Tuesday, October 03, 2006

COBE team get Nobel in Physics for verifying the Big Bang


The Nobel Prize committee have made an excellent choice in awarding the 2006 Nobel Prize in Physics to John Mather and George Smoot for their work leading to the NASA COBE (Cosmic Background Explorer) satellite. SciAm has a nice summary of Mather and Smoot's work.

COBE was an Explorer-class NASA mission (*) (i.e. pretty small and low cost compared to HST or Cassini) launched in 1989 that measured the microwave background radiation reaching Earth. This link will take you to a NASA page with more info on COBE.

This radiation arises from warm dust in the Milky Way and also the left over glow of the Big Bang itself, now cooled by the expansion of the Universe to a temperature of about 3 degrees above absolute zero. Detecting this background and showing that it has an almost perfect black body spectrum is pretty much inescapable proof of the Big Bang.
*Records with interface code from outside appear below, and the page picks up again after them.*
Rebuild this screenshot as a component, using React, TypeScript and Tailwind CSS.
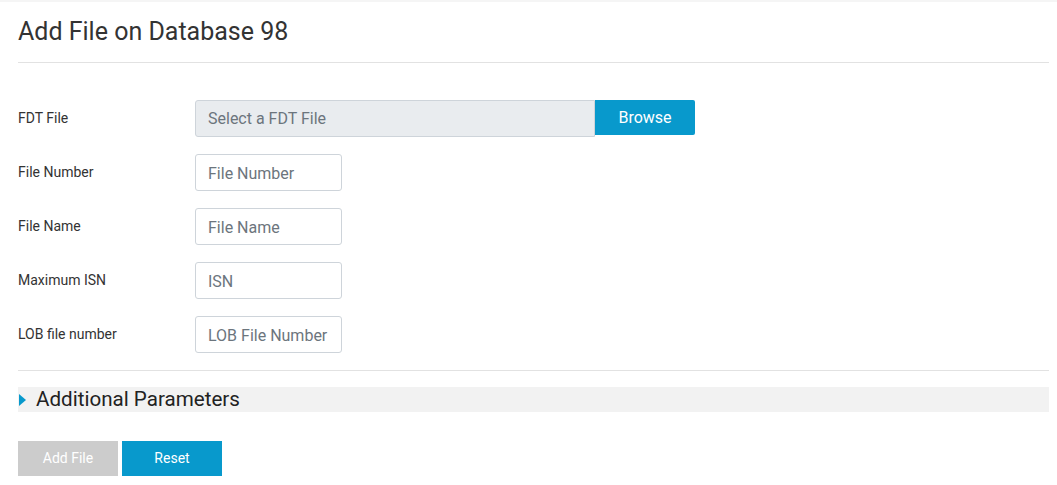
import React from 'react'

const font = { fontFamily: 'Roboto, "Liberation Sans", sans-serif' }

const fields = [
  { label: 'File Number', placeholder: 'File Number' },
  { label: 'File Name', placeholder: 'File Name' },
  { label: 'Maximum ISN', placeholder: 'ISN' },
  { label: 'LOB file number', placeholder: 'LOB File Number' },
]

export default function App() {
  return (
    <div className="min-h-[485px] bg-white text-[#333]" style={font}>
      <div className="h-[2px] bg-[#f5f5f5]" />
      <div className="pl-[18px] pr-[8px]">
        <h1 className="pt-[15px] pb-[15px] text-[25px] leading-[30px] text-[#333]">Add File on Database 98</h1>
        <div className="h-px bg-[#e2e2e2]" />

        <div className="pt-[37px] flex flex-col gap-[17px]">
          <div className="flex items-center">
            <label className="w-[177px] text-[14px] text-[#333]">FDT File</label>
            <div className="flex items-start">
              <div className="w-[400px] h-[37px] rounded-l-[3px] border border-[#ced4da] bg-[#e9ecef] px-3 pt-px flex items-center text-[16px] text-[#6c757d]">
                Select a FDT File
              </div>
              <button className="w-[100px] h-[35px] bg-[#0899cc] text-white text-[16px] rounded-r-[2px]">Browse</button>
            </div>
          </div>

          {fields.map((f) => (
            <div key={f.label} className="flex items-center">
              <label className="w-[177px] text-[14px] text-[#333]">{f.label}</label>
              <input
                placeholder={f.placeholder}
                className="w-[147px] h-[37px] rounded-[3px] border border-[#ced4da] bg-white px-3 pt-px text-[16px] placeholder:text-[#6c757d] outline-none"
                style={font}
              />
            </div>
          ))}
        </div>

        <div className="mt-[17px] h-px bg-[#e2e2e2]" />

        <div className="mt-[16px] h-[25px] bg-[#f2f2f2] flex items-center">
          <svg width="7" height="12" viewBox="0 0 7 12" className="ml-[1px]">
            <path d="M0 0 L7 6 L0 12 Z" fill="#0899cc" />
          </svg>
          <span className="ml-[10px] text-[20.6px] leading-[25px] text-[#222]">Additional Parameters</span>
        </div>

        <div className="mt-[29px] flex gap-[4px]">
          <button className="w-[100px] h-[35px] bg-[#cccccc] text-white text-[14px]">Add File</button>
          <button className="w-[100px] h-[35px] bg-[#0899cc] text-white text-[14px]">Reset</button>
        </div>
      </div>
    </div>
  )
}
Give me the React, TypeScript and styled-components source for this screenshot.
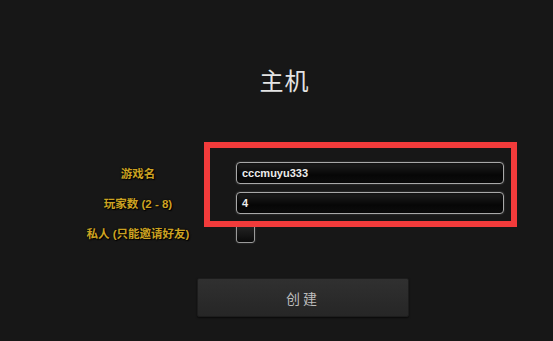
import React from "react";
import styled, { createGlobalStyle } from "styled-components";

const GlobalStyle = createGlobalStyle`
  html, body {
    margin: 0;
    padding: 0;
    background: #171717;
  }
  body {
    font-family: "Liberation Sans", "Noto Sans CJK SC", sans-serif;
  }
`;

const Screen = styled.div`
  position: relative;
  width: 553px;
  height: 341px;
  overflow: hidden;
  background: #171717;
`;

const Title = styled.h1`
  margin: 0;
  padding-top: 64px;
  width: 569px;
  text-align: center;
  font-family: "Noto Sans CJK SC", sans-serif;
  font-weight: 400;
  font-size: 24px;
  line-height: 32px;
  letter-spacing: 1px;
  color: #e4e4e4;
`;

const Form = styled.div`
  display: grid;
  grid-template-columns: 136px 268px;
  grid-auto-rows: 30px;
  column-gap: 30px;
  align-items: center;
  margin: 62px 0 0 70px;
`;

const Label = styled.label`
  text-align: center;
  font-family: "Liberation Sans", "Noto Sans CJK SC", sans-serif;
  font-weight: 700;
  font-size: 11.5px;
  color: #cda322;
  text-shadow: 0 0 2px #000, 1px 1px 1px #000;
  white-space: nowrap;
`;

const TextInput = styled.div`
  box-sizing: border-box;
  height: 22px;
  padding: 0 5px;
  display: flex;
  align-items: center;
  border: 1.5px solid #a8a8a8;
  border-radius: 4px;
  background: linear-gradient(#1e1e1e, #060606 60%, #0c0c0c);
  box-shadow: 0 0 2px rgba(200, 200, 200, 0.35), inset 0 0 3px rgba(0, 0, 0, 0.9);
  font-family: "Liberation Sans", sans-serif;
  font-weight: 700;
  font-size: 11px;
  color: #ececec;
`;

const CheckBox = styled.div`
  box-sizing: border-box;
  width: 19px;
  height: 19px;
  border: 1.5px solid #9a9a9a;
  border-radius: 3px;
  background: linear-gradient(#262626, #0a0a0a);
  box-shadow: 0 0 2px rgba(200, 200, 200, 0.3);
`;

const CreateButton = styled.button`
  display: block;
  box-sizing: border-box;
  width: 212px;
  height: 39px;
  margin: 30px 0 0 197px;
  border: 1px solid #1d1d1d;
  border-radius: 2px;
  background: linear-gradient(#303030, #262626);
  box-shadow: 0 1px 2px rgba(0, 0, 0, 0.6);
  font-family: "Noto Sans CJK SC", sans-serif;
  font-size: 14px;
  letter-spacing: 3px;
  color: #bcbcbc;
  cursor: pointer;
`;

const Highlight = styled.div`
  position: absolute;
  left: 204px;
  top: 142px;
  width: 313px;
  height: 85px;
  box-sizing: border-box;
  border: 6px solid #f23b3b;
  pointer-events: none;
`;

export default function App() {
  return (
    <>
      <GlobalStyle />
      <Screen>
        <Title>主机</Title>
        <Form>
          <Label>游戏名</Label>
          <TextInput>cccmuyu333</TextInput>
          <Label>玩家数 (2 - 8)</Label>
          <TextInput>4</TextInput>
          <Label>私人 (只能邀请好友)</Label>
          <CheckBox />
        </Form>
        <CreateButton>创建</CreateButton>
        <Highlight />
      </Screen>
    </>
  );
}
The picture shown here is comes from the COBE data, and shows the separate components to the detected microwave emission:

  • The horizontal structure (top two panels) is emission from the disk of our Milky Way galaxy. Filaments and spurs are also Galactic emission.
  • The blue-ish curvy structure seen in the top image is microwave emission from inter-planetary dust within our Solar system - the curve actually marks the (physically flat) plane of the ecliptic within which the planets orbit (Pluto's orbit is rather inclined away from the ecliptic, which shows you that its formation or history are significantly different from the other planets).
  • The isotropic extra-galactic emission left behind when you remove the previous two components is the T=2.7 Kelvin microwave background left over from the Big Bang, as seen in the bottom panel. The minute variations in the temperature of the background from different parts of the sky also carry cosmologically-important information regarding the shape of space, the mass density of the Universe, and the formation of the first galaxies... stuff WMAP is doing in greater detail now (maybe Chuck Bennett will eventually get a Nobel for his work on WMAP?).
It is good to see astrophysics recognized by the Nobel Prize committee. Historically astronomers have received a much smaller fraction of Nobel prizes in Physics than they probably should have given the contribution of astronomy to our understanding of the Universe.

(*) There are several types of Explorer class missions, e.g small (SMEX), medium (MIDEX) and so on. There have been significant changes to the classes of space mission NASA funds since the new Moon/Mars push was imposed, but I'll have to look up the details.